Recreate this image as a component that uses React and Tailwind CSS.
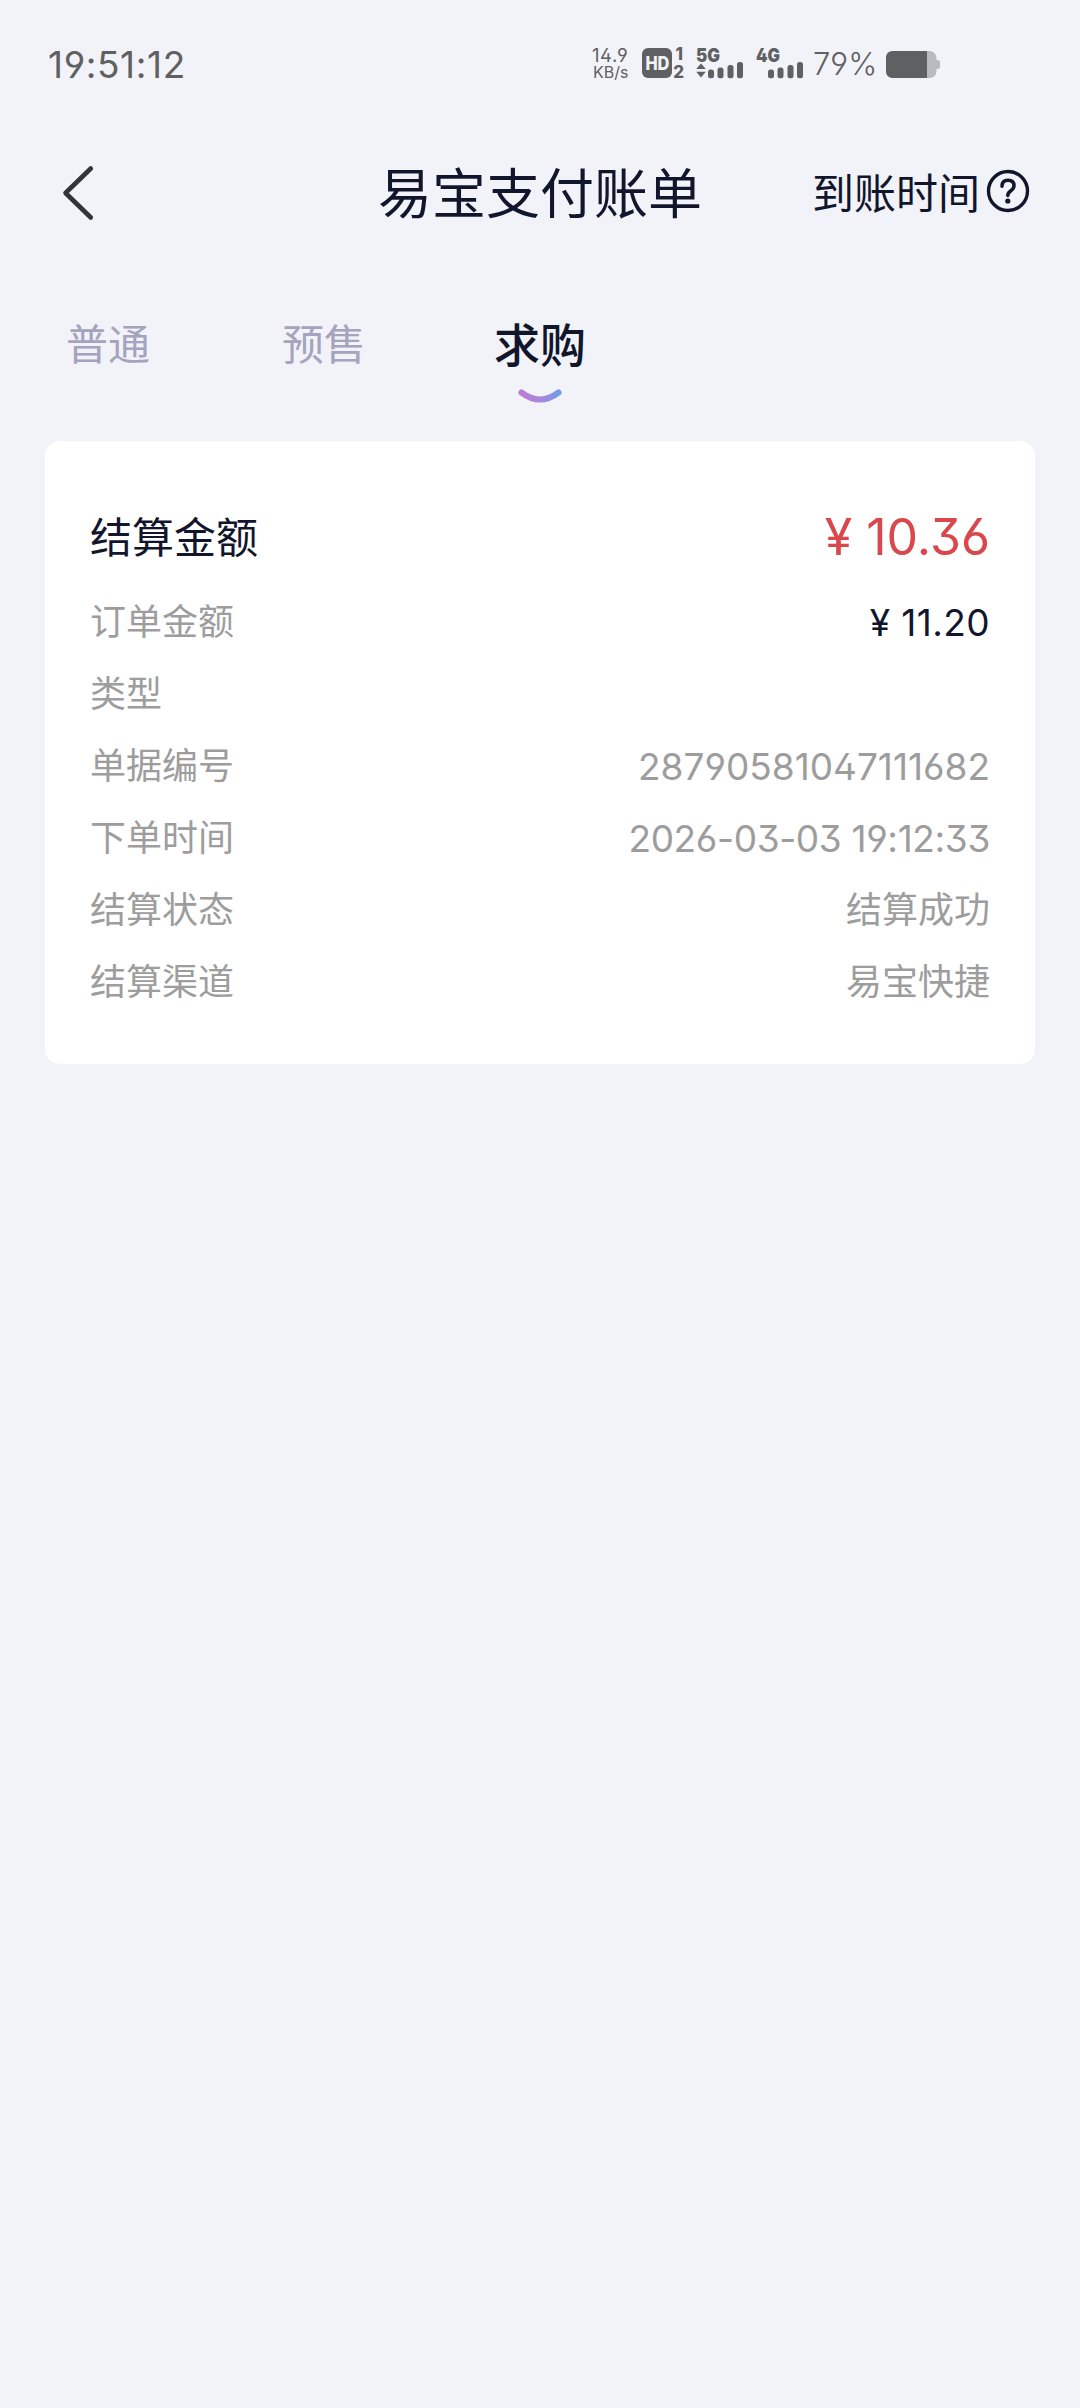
const cjk = "font-['Noto_Sans_CJK_SC',sans-serif]";
const num = "font-['Inter',sans-serif] [font-feature-settings:'ss01']";

function SignalBars({ label, arrows }) {
  return (
    <svg width="49" height="42" viewBox="0 -8 49 42" fill="#5f6062">
      <text x="0" y="14.8" fontFamily="Inter, sans-serif" fontWeight="900" fontSize="19" textLength="24" lengthAdjust="spacingAndGlyphs">{label}</text>
      {arrows && (
        <>
          <path d="M5 16.500l4.800 5.500H.2z" />
          <path d="M5 30.500l4.800-5.800H.2z" />
        </>
      )}
      <rect x="12" y="22.500" width="6" height="8.700" rx="2.500" />
      <rect x="21.500" y="20.500" width="6" height="10.700" rx="2.500" />
      <rect x="31.500" y="18" width="6" height="13.200" rx="2.500" />
      <rect x="41" y="15" width="6" height="16.200" rx="2.500" />
    </svg>
  );
}

function StatusBar() {
  return (
    <div className={`flex h-[130px] pl-[48px] text-[#5f6062] ${num}`}>
      <div className="mt-[42px] w-[544px] text-[37px] leading-[46px] tracking-[0.6px]">19:51:12</div>
      <div className="mt-[45px] w-[50px]">
        <div className="text-[18.500px] leading-[20px] tracking-[0.6px]">14.9</div>
        <div className="pl-[1px] text-[16px] leading-[15px]">KB/s</div>
      </div>
      <svg className="mt-[39px]" width="54" height="42" viewBox="0 -8 54 42" fill="#5f6062">
        <rect x="0" y="1" width="30" height="30" rx="6" />
        <text x="3.400" y="22.900" fill="#f2f3f8" fontFamily="Inter, sans-serif" fontWeight="800" fontSize="18.5" textLength="24" lengthAdjust="spacingAndGlyphs">HD</text>
        <text x="33.500" y="13.300" fontFamily="Inter, sans-serif" fontWeight="800" fontSize="17">1</text>
        <text x="31.200" y="31" fontFamily="Inter, sans-serif" fontWeight="800" fontSize="17">2</text>
      </svg>
      <div className="mt-[39px] flex gap-[11px]">
        <SignalBars label="5G" arrows />
        <SignalBars label="4G" />
      </div>
      <div className="mt-[42px] ml-[8px] w-[73px] text-[31px] leading-[44px] font-light">79%</div>
      <svg className="mt-[50px]" width="56" height="30" viewBox="0 0 56 30">
        <rect x="0" y="1" width="50.500" height="27" rx="7" fill="#b9babf" />
        <path d="M50 10h1.500q2.500 0 2.500 2.500v4q0 2.500-2.500 2.500H50z" fill="#b9babf" />
        <path d="M7 1h34v27H7q-7 0-7-7V8q0-7 7-7z" fill="#5f6062" />
      </svg>
    </div>
  );
}

function Header() {
  return (
    <div className="flex h-[126px] items-center pr-[50px] pl-[60px] text-[#11162d]">
      <div className="flex w-[318px]">
        <svg width="36" height="56" viewBox="0 0 36 56" fill="none" stroke="#333437" strokeWidth="4.600" strokeLinecap="round" strokeLinejoin="round">
          <path d="M30.800 3.500L5.500 28l25.300 24.500" />
        </svg>
      </div>
      <h1 className="-mt-[4px] text-[54px] leading-[64px] font-normal">易宝支付账单</h1>
      <div className="-mt-[4px] ml-auto flex items-center gap-[6px] text-[42px] leading-[60px]">
        <span>到账时间</span>
        <svg width="44" height="44" viewBox="0 0 44 44" fill="none" stroke="#11162d">
          <circle cx="22" cy="22" r="19.500" strokeWidth="3.400" />
          <path d="M16 17.200q0-6 6-6t6 5.500q0 2.700-3.400 5.300-2.800 2-2.800 4.500" strokeWidth="3.500" strokeLinecap="round" />
          <circle cx="21.800" cy="32" r="2.600" fill="#11162d" stroke="none" />
        </svg>
      </div>
    </div>
  );
}

function Tabs() {
  return (
    <div className="flex h-[185px] pt-[52px] text-center text-[42px] leading-[68px] text-[#a5a3bd]">
      <div className="w-[216px]">普通</div>
      <div className="w-[216px]">预售</div>
      <div className="flex w-[216px] flex-col items-center text-[46px] font-medium text-[#11162d]">
        <span>求购</span>
        <svg className="mt-[11px]" width="46" height="18" viewBox="0 0 46 18" fill="none">
          <defs>
            <linearGradient id="smile" gradientUnits="userSpaceOnUse" x1="2" y1="0" x2="44" y2="0">
              <stop offset="0" stopColor="#bb7dd6" />
              <stop offset="0.500" stopColor="#a985dc" />
              <stop offset="1" stopColor="#729ceb" />
            </linearGradient>
          </defs>
          <path d="M4.500 5.500Q23 19.500 41.500 5.500" stroke="url(#smile)" strokeWidth="6" strokeLinecap="round" />
        </svg>
      </div>
    </div>
  );
}

const rows = [
  { label: "订单金额", value: "¥ 11.20", style: "text-[#11162d] tracking-[0.4px]", numeric: true },
  { label: "类型", value: "" },
  { label: "单据编号", value: "28790581047111682", style: "", numeric: true },
  { label: "下单时间", value: "2026-03-03 19:12:33", style: "tracking-[-0.36px]", numeric: true },
  { label: "结算状态", value: "结算成功" },
  { label: "结算渠道", value: "易宝快捷" },
];

function Bill() {
  return (
    <section className="mx-[45px] h-[623px] rounded-[15px] bg-white px-[45px] pt-[47px]">
      <div className="flex h-[98px] items-center justify-between">
        <span className="-mt-[5px] text-[42px] text-[#11162d]">结算金额</span>
        <span className={`text-[50px] text-[#d9484d] ${num}`}>¥ 10.36</span>
      </div>
      {rows.map((r) => (
        <div key={r.label} className="flex h-[72px] items-center justify-between text-[36px] text-[#9d9d9d]">
          <span className="-mt-[6px]">{r.label}</span>
          <span className={r.numeric ? `mt-[2px] text-[37px] ${r.style} ${num}` : "-mt-[6px]"}>{r.value}</span>
        </div>
      ))}
    </section>
  );
}

export default function App() {
  return (
    <main className={`h-[2408px] w-[1080px] overflow-hidden bg-[#f2f3f8] ${cjk}`}>
      <StatusBar />
      <Header />
      <Tabs />
      <Bill />
    </main>
  );
}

# # #

- [EXERCISE DIRECTIONS] In your copy of the listing above, reproduce each line exactly and omit all pictures.

- [TASK SOLUTION]
Recreate this image as a component that uses React and Tailwind CSS.
const cjk = "font-['Noto_Sans_CJK_SC',sans-serif]";
const num = "font-['Inter',sans-serif] [font-feature-settings:'ss01']";

function SignalBars({ label, arrows }) {
  return (
    <svg width="49" height="42" viewBox="0 -8 49 42" fill="#5f6062">
      <text x="0" y="14.8" fontFamily="Inter, sans-serif" fontWeight="900" fontSize="19" textLength="24" lengthAdjust="spacingAndGlyphs">{label}</text>
      {arrows && (
        <>
          <path d="M5 16.500l4.800 5.500H.2z" />
          <path d="M5 30.500l4.800-5.800H.2z" />
        </>
      )}
      <rect x="12" y="22.500" width="6" height="8.700" rx="2.500" />
      <rect x="21.500" y="20.500" width="6" height="10.700" rx="2.500" />
      <rect x="31.500" y="18" width="6" height="13.200" rx="2.500" />
      <rect x="41" y="15" width="6" height="16.200" rx="2.500" />
    </svg>
  );
}

function StatusBar() {
  return (
    <div className={`flex h-[130px] pl-[48px] text-[#5f6062] ${num}`}>
      <div className="mt-[42px] w-[544px] text-[37px] leading-[46px] tracking-[0.6px]">19:51:12</div>
      <div className="mt-[45px] w-[50px]">
        <div className="text-[18.500px] leading-[20px] tracking-[0.6px]">14.9</div>
        <div className="pl-[1px] text-[16px] leading-[15px]">KB/s</div>
      </div>
      <svg className="mt-[39px]" width="54" height="42" viewBox="0 -8 54 42" fill="#5f6062">
        <rect x="0" y="1" width="30" height="30" rx="6" />
        <text x="3.400" y="22.900" fill="#f2f3f8" fontFamily="Inter, sans-serif" fontWeight="800" fontSize="18.5" textLength="24" lengthAdjust="spacingAndGlyphs">HD</text>
        <text x="33.500" y="13.300" fontFamily="Inter, sans-serif" fontWeight="800" fontSize="17">1</text>
        <text x="31.200" y="31" fontFamily="Inter, sans-serif" fontWeight="800" fontSize="17">2</text>
      </svg>
      <div className="mt-[39px] flex gap-[11px]">
        <SignalBars label="5G" arrows />
        <SignalBars label="4G" />
      </div>
      <div className="mt-[42px] ml-[8px] w-[73px] text-[31px] leading-[44px] font-light">79%</div>
      <svg className="mt-[50px]" width="56" height="30" viewBox="0 0 56 30">
        <rect x="0" y="1" width="50.500" height="27" rx="7" fill="#b9babf" />
        <path d="M50 10h1.500q2.500 0 2.500 2.500v4q0 2.500-2.500 2.500H50z" fill="#b9babf" />
        <path d="M7 1h34v27H7q-7 0-7-7V8q0-7 7-7z" fill="#5f6062" />
      </svg>
    </div>
  );
}

function Header() {
  return (
    <div className="flex h-[126px] items-center pr-[50px] pl-[60px] text-[#11162d]">
      <div className="flex w-[318px]">
        <svg width="36" height="56" viewBox="0 0 36 56" fill="none" stroke="#333437" strokeWidth="4.600" strokeLinecap="round" strokeLinejoin="round">
          <path d="M30.800 3.500L5.500 28l25.300 24.500" />
        </svg>
      </div>
      <h1 className="-mt-[4px] text-[54px] leading-[64px] font-normal">易宝支付账单</h1>
      <div className="-mt-[4px] ml-auto flex items-center gap-[6px] text-[42px] leading-[60px]">
        <span>到账时间</span>
        <svg width="44" height="44" viewBox="0 0 44 44" fill="none" stroke="#11162d">
          <circle cx="22" cy="22" r="19.500" strokeWidth="3.400" />
          <path d="M16 17.200q0-6 6-6t6 5.500q0 2.700-3.400 5.300-2.800 2-2.800 4.500" strokeWidth="3.500" strokeLinecap="round" />
          <circle cx="21.800" cy="32" r="2.600" fill="#11162d" stroke="none" />
        </svg>
      </div>
    </div>
  );
}

function Tabs() {
  return (
    <div className="flex h-[185px] pt-[52px] text-center text-[42px] leading-[68px] text-[#a5a3bd]">
      <div className="w-[216px]">普通</div>
      <div className="w-[216px]">预售</div>
      <div className="flex w-[216px] flex-col items-center text-[46px] font-medium text-[#11162d]">
        <span>求购</span>
        <svg className="mt-[11px]" width="46" height="18" viewBox="0 0 46 18" fill="none">
          <defs>
            <linearGradient id="smile" gradientUnits="userSpaceOnUse" x1="2" y1="0" x2="44" y2="0">
              <stop offset="0" stopColor="#bb7dd6" />
              <stop offset="0.500" stopColor="#a985dc" />
              <stop offset="1" stopColor="#729ceb" />
            </linearGradient>
          </defs>
          <path d="M4.500 5.500Q23 19.500 41.500 5.500" stroke="url(#smile)" strokeWidth="6" strokeLinecap="round" />
        </svg>
      </div>
    </div>
  );
}

const rows = [
  { label: "订单金额", value: "¥ 11.20", style: "text-[#11162d] tracking-[0.4px]", numeric: true },
  { label: "类型", value: "" },
  { label: "单据编号", value: "28790581047111682", style: "", numeric: true },
  { label: "下单时间", value: "2026-03-03 19:12:33", style: "tracking-[-0.36px]", numeric: true },
  { label: "结算状态", value: "结算成功" },
  { label: "结算渠道", value: "易宝快捷" },
];

function Bill() {
  return (
    <section className="mx-[45px] h-[623px] rounded-[15px] bg-white px-[45px] pt-[47px]">
      <div className="flex h-[98px] items-center justify-between">
        <span className="-mt-[5px] text-[42px] text-[#11162d]">结算金额</span>
        <span className={`text-[50px] text-[#d9484d] ${num}`}>¥ 10.36</span>
      </div>
      {rows.map((r) => (
        <div key={r.label} className="flex h-[72px] items-center justify-between text-[36px] text-[#9d9d9d]">
          <span className="-mt-[6px]">{r.label}</span>
          <span className={r.numeric ? `mt-[2px] text-[37px] ${r.style} ${num}` : "-mt-[6px]"}>{r.value}</span>
        </div>
      ))}
    </section>
  );
}

export default function App() {
  return (
    <main className={`h-[2408px] w-[1080px] overflow-hidden bg-[#f2f3f8] ${cjk}`}>
      <StatusBar />
      <Header />
      <Tabs />
      <Bill />
    </main>
  );
}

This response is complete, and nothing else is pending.